▶ EXERCISE AIM
Go through the records underneath and count the lines that include the string "this". Give nothing but the number.

▶ DATA FOR THE TASK

------

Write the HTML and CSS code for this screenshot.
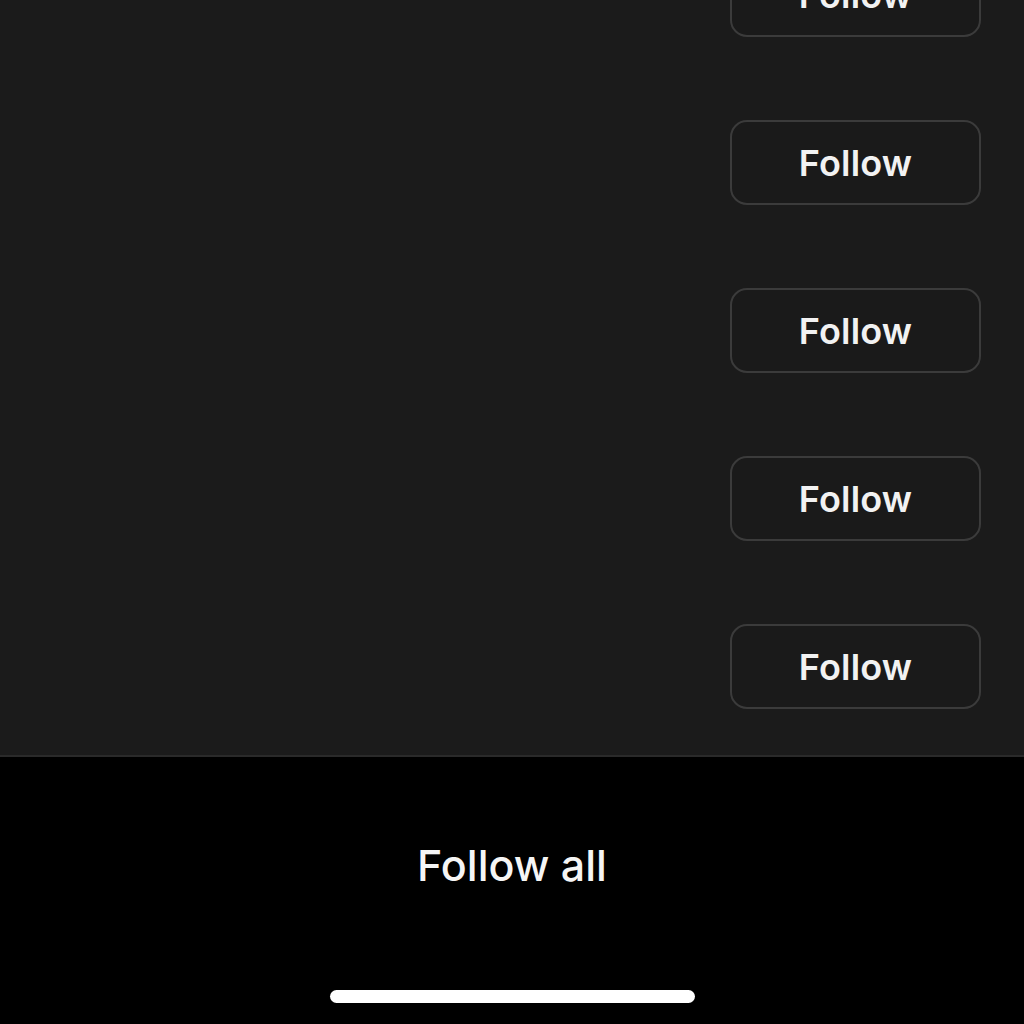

------

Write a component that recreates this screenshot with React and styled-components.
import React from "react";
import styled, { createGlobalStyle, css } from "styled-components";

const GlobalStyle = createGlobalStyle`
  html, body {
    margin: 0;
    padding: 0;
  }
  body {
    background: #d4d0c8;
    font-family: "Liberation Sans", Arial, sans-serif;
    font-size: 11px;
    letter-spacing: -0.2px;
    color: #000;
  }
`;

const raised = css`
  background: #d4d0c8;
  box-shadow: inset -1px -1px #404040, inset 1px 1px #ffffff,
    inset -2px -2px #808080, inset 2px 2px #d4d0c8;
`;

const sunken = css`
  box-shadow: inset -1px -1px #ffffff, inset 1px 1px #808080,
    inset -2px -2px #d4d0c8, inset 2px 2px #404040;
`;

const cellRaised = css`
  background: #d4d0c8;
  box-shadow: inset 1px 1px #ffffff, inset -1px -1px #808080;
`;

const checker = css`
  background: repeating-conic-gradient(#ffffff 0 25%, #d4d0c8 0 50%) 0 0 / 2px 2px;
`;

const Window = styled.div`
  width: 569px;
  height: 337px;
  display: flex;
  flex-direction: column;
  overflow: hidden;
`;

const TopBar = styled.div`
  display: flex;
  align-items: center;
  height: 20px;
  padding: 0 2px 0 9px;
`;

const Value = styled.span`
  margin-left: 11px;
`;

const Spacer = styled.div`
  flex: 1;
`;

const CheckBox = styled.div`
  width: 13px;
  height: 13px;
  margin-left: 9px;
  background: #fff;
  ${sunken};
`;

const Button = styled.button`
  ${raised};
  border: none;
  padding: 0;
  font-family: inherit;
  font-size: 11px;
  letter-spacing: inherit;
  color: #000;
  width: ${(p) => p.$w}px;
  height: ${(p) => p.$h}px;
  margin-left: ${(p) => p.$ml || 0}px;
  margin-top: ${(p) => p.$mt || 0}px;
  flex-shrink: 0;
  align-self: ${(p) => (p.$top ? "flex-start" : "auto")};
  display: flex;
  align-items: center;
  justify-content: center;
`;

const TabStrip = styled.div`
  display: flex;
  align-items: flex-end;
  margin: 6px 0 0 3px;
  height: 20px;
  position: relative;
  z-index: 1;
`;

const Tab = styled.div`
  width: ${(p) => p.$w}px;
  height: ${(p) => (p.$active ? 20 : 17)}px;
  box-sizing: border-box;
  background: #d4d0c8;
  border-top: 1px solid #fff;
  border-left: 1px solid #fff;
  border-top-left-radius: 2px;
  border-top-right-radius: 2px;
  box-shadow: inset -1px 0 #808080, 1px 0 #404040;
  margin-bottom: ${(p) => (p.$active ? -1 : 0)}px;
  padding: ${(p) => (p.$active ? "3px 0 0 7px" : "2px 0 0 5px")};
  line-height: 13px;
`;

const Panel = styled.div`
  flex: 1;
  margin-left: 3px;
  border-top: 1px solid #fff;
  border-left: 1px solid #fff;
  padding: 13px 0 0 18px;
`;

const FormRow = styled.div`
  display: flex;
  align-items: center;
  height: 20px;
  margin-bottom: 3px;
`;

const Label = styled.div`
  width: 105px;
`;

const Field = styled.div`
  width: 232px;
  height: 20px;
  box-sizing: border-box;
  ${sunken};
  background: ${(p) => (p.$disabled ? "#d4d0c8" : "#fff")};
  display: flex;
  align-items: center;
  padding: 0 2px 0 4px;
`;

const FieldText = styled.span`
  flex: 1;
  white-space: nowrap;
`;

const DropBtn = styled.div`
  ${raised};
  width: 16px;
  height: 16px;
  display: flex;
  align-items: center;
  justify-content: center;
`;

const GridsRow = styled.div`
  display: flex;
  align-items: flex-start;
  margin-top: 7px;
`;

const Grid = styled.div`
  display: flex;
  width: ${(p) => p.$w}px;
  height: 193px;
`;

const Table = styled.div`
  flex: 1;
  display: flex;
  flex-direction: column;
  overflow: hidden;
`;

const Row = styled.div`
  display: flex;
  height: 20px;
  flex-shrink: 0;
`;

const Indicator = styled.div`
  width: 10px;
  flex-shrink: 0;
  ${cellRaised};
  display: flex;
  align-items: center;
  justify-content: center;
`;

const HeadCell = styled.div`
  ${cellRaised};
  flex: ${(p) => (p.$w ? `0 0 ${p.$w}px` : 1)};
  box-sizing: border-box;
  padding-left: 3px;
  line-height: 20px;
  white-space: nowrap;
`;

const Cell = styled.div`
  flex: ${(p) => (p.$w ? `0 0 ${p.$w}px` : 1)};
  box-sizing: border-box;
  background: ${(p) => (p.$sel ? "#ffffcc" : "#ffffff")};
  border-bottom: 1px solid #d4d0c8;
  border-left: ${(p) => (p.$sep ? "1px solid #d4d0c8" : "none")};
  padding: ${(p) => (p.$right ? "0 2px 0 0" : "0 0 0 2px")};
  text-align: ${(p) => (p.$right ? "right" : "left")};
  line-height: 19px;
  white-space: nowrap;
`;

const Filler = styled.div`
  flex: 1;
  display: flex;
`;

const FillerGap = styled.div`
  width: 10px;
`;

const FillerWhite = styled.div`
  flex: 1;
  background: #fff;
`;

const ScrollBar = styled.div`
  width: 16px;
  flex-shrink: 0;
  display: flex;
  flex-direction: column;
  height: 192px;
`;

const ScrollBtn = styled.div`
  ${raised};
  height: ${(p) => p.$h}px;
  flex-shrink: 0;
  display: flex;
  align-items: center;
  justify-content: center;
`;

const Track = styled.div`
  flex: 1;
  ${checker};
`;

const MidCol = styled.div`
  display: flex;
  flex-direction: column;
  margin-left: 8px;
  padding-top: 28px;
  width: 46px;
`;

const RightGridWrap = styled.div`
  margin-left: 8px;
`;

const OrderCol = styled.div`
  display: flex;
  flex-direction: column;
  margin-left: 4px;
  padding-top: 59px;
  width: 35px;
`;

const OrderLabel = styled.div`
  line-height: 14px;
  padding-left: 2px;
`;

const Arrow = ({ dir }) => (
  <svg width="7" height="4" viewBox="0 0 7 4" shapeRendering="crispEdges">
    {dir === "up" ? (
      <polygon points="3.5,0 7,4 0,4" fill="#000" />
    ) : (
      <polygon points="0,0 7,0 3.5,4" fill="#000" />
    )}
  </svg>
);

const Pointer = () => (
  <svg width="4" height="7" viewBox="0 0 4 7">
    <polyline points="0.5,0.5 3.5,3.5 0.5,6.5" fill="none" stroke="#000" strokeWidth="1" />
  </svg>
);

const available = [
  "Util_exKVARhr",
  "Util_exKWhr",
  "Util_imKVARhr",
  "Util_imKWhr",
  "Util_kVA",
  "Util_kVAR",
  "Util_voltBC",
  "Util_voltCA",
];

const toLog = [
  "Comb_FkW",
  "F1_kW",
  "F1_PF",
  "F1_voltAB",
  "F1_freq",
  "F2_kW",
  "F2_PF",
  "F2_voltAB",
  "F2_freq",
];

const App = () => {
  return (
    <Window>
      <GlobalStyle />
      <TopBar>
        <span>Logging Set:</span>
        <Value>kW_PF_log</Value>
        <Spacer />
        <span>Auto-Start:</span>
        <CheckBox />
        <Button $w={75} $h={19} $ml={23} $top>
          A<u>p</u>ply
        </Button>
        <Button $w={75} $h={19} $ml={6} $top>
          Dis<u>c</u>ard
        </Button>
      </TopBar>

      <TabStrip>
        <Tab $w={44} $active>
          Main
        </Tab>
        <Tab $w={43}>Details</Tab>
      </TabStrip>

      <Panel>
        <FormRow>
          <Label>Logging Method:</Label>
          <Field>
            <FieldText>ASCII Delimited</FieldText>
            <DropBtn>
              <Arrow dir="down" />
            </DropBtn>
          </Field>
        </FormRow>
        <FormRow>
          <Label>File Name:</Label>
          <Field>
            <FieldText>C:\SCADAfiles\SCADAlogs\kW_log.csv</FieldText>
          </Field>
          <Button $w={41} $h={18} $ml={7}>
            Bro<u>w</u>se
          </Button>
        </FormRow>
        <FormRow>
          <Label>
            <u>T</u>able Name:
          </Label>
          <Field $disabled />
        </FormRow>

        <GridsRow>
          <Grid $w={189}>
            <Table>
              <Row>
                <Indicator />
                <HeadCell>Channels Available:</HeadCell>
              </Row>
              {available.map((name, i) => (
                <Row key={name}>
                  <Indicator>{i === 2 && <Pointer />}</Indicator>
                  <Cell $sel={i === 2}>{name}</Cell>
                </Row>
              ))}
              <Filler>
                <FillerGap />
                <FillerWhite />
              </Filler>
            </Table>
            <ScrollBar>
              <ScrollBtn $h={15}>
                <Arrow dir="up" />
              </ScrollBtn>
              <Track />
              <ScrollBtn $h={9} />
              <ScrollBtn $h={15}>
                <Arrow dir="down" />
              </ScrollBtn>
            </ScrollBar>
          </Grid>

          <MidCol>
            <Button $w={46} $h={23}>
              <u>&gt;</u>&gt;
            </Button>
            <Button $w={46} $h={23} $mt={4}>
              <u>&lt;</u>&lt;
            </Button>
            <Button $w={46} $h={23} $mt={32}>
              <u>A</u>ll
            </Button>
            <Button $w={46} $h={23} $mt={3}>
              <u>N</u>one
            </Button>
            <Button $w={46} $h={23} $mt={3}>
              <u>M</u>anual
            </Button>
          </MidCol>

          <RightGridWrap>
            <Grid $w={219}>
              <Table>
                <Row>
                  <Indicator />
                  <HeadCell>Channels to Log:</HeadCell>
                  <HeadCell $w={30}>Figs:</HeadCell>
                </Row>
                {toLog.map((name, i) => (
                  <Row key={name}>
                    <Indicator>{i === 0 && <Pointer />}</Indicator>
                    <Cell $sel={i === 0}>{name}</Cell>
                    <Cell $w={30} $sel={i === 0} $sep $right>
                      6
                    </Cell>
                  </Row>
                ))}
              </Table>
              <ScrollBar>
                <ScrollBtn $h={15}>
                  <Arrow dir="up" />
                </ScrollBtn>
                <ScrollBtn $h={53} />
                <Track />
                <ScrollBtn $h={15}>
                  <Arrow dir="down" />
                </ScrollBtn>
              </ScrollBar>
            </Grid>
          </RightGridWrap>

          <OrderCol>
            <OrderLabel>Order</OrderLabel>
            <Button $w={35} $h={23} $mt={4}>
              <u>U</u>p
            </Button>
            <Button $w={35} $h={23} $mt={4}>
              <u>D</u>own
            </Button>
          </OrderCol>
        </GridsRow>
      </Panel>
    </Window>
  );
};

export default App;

------

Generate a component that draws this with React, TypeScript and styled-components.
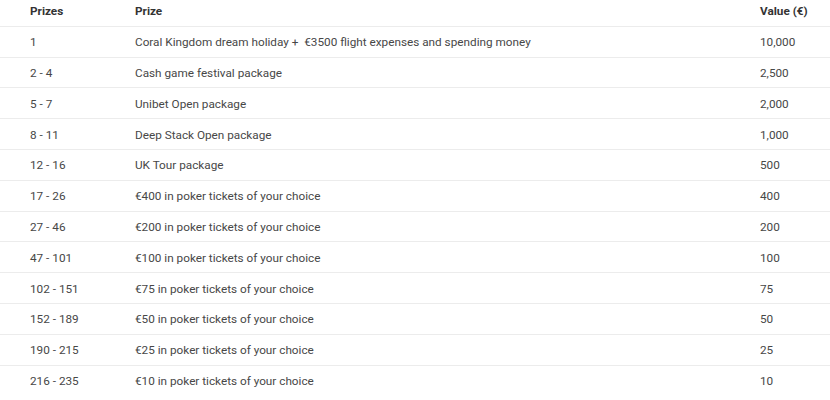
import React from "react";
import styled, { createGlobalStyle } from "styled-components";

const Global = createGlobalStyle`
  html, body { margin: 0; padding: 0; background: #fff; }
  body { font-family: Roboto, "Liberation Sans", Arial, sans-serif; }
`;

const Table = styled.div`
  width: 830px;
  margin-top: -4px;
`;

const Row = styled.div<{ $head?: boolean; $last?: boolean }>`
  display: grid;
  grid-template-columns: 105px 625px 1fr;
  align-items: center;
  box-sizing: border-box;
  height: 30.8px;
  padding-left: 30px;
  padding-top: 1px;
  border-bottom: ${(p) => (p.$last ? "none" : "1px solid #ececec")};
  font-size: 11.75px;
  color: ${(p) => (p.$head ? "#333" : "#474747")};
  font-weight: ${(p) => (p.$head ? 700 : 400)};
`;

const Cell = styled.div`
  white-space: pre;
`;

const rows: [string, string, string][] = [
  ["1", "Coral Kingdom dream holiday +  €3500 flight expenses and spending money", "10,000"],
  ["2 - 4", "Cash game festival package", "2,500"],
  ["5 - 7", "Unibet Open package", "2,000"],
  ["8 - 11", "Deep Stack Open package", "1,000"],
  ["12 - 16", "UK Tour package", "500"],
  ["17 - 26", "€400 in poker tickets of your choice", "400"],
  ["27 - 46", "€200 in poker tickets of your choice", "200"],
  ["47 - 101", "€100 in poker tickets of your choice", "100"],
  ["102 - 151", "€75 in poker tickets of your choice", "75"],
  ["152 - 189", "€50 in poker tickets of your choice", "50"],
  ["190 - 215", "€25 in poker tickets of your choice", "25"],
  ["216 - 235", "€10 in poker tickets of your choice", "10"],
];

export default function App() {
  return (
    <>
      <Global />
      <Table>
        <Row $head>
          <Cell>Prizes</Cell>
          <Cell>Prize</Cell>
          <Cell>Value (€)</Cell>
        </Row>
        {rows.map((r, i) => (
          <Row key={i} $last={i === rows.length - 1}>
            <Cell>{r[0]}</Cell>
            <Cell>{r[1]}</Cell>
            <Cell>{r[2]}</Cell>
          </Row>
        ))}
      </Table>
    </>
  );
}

------

▶ CORRECT ANSWER
3